One of our junior developers has been assigned a new client (we don't have the client yet, we're still working with him to see if we can meet his needs) and the junior developer said the client will hire us if we can do the work on his project without getting access to his server.
I've had a direct conversation with the client who turned out to have had his code stolen before by some offshore company that he outsourced. This made me more sympathetic but I still have mixed feelings about this.
On one hand I want to prove to the client that we're not all bad apples. Also if we do a good job with him, we get a loyal client who'll hire us for all his projects. I haven't heard of this happen before but I guess it happens more often than we'd all like to admit.

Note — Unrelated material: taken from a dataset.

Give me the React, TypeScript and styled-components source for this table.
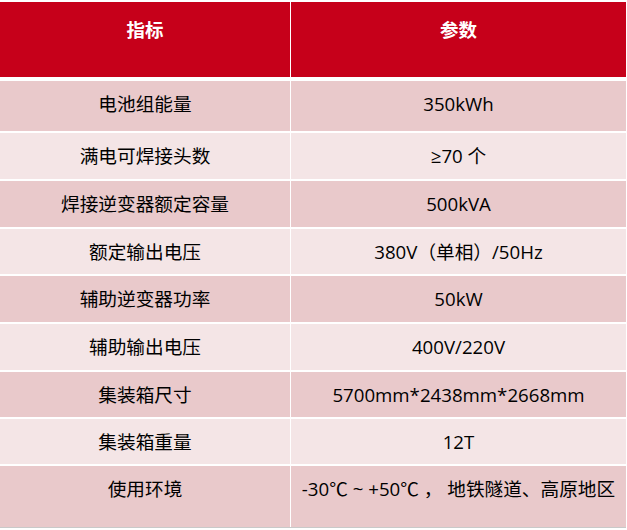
import styled, { createGlobalStyle } from 'styled-components';

const GlobalStyle = createGlobalStyle`
	html, body {
		margin: 0;
		padding: 0;
		background: #ffffff;
	}
	body {
		font-family: 'Open Sans', 'Noto Sans CJK SC', sans-serif;
		color: #000000;
	}
`;

const Page = styled.div`
	width: 627px;
	height: 530px;
	padding-top: 2px;
	box-sizing: border-box;
`;

const Table = styled.div`
	display: grid;
	grid-template-columns: 290px 335px;
	column-gap: 1px;
	row-gap: 2px;
	width: 626px;
	border-bottom: 1px solid #c9c9c9;
`;

const HeadCell = styled.div`
	height: 75px;
	margin-bottom: 2px;
	background: #c6001a;
	color: #ffffff;
	font-family: 'Noto Sans CJK SC', sans-serif;
	font-weight: 700;
	font-size: 18.5px;
	line-height: 26px;
	text-align: center;
	padding-top: 14px;
	box-sizing: border-box;
`;

const Cell = styled.div<{ $h: number; $shade: 'dark' | 'light' }>`
	height: ${(p) => p.$h}px;
	background: ${(p) => (p.$shade === 'dark' ? '#e9c9cb' : '#f4e5e6')};
	font-size: 18.67px;
	line-height: 26px;
	text-align: center;
	padding-top: 10px;
	box-sizing: border-box;
	white-space: nowrap;
`;

const rows: [string, string, number][] = [
	['电池组能量', '350kWh', 50],
	['满电可焊接头数', '≥70 个', 46],
	['焊接逆变器额定容量', '500kVA', 46],
	['额定输出电压', '380V（单相）/50Hz', 45],
	['辅助逆变器功率', '50kW', 46],
	['辅助输出电压', '400V/220V', 46],
	['集装箱尺寸', '5700mm*2438mm*2668mm', 45],
	['集装箱重量', '12T', 45],
	['使用环境', '-30℃ ~ +50℃ ， 地铁隧道、高原地区', 61],
];

export default function App() {
	return (
		<>
			<GlobalStyle />
			<Page>
				<Table>
					<HeadCell>指标</HeadCell>
					<HeadCell>参数</HeadCell>
					{rows.map(([name, value, h], i) => {
						const shade = i % 2 === 0 ? 'dark' : 'light';
						return [
							<Cell key={`n${i}`} $h={h} $shade={shade}>
								{name}
							</Cell>,
							<Cell key={`v${i}`} $h={h} $shade={shade}>
								{value}
							</Cell>,
						];
					})}
				</Table>
			</Page>
		</>
	);
}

On the other hand I'm hesitant to accept working with him because deployment time is going to be a nightmare and no where in my career or education has anyone taught me how to work with clients like him. I (or the junior developer) would have to write a detailed description of exactly what to do with the source to deploy it and that is an annoying burden when I could deploy and test the whole thing in an hour myself.
As I said, I've never had to deal with this before (we're signing a non-disclosure but apparently so did the offshore company before us). We're not fully fully booked so it's not like I have an immediate replacement, but we're not begging for work either and I wonder if working under such restricted environment is worth the trouble.
Another side is that the experience itself could be rewarding for us, but is it experience worth having, as in what's even the likelihood of getting a similar client anytime soon. Are we even expected to comply with such clients?
So since I don't have any first hand experience with this and it definitely wasn't covered in school, how would those with longer experience working with clients deal with a distrusting client like this? Would you even accept the job?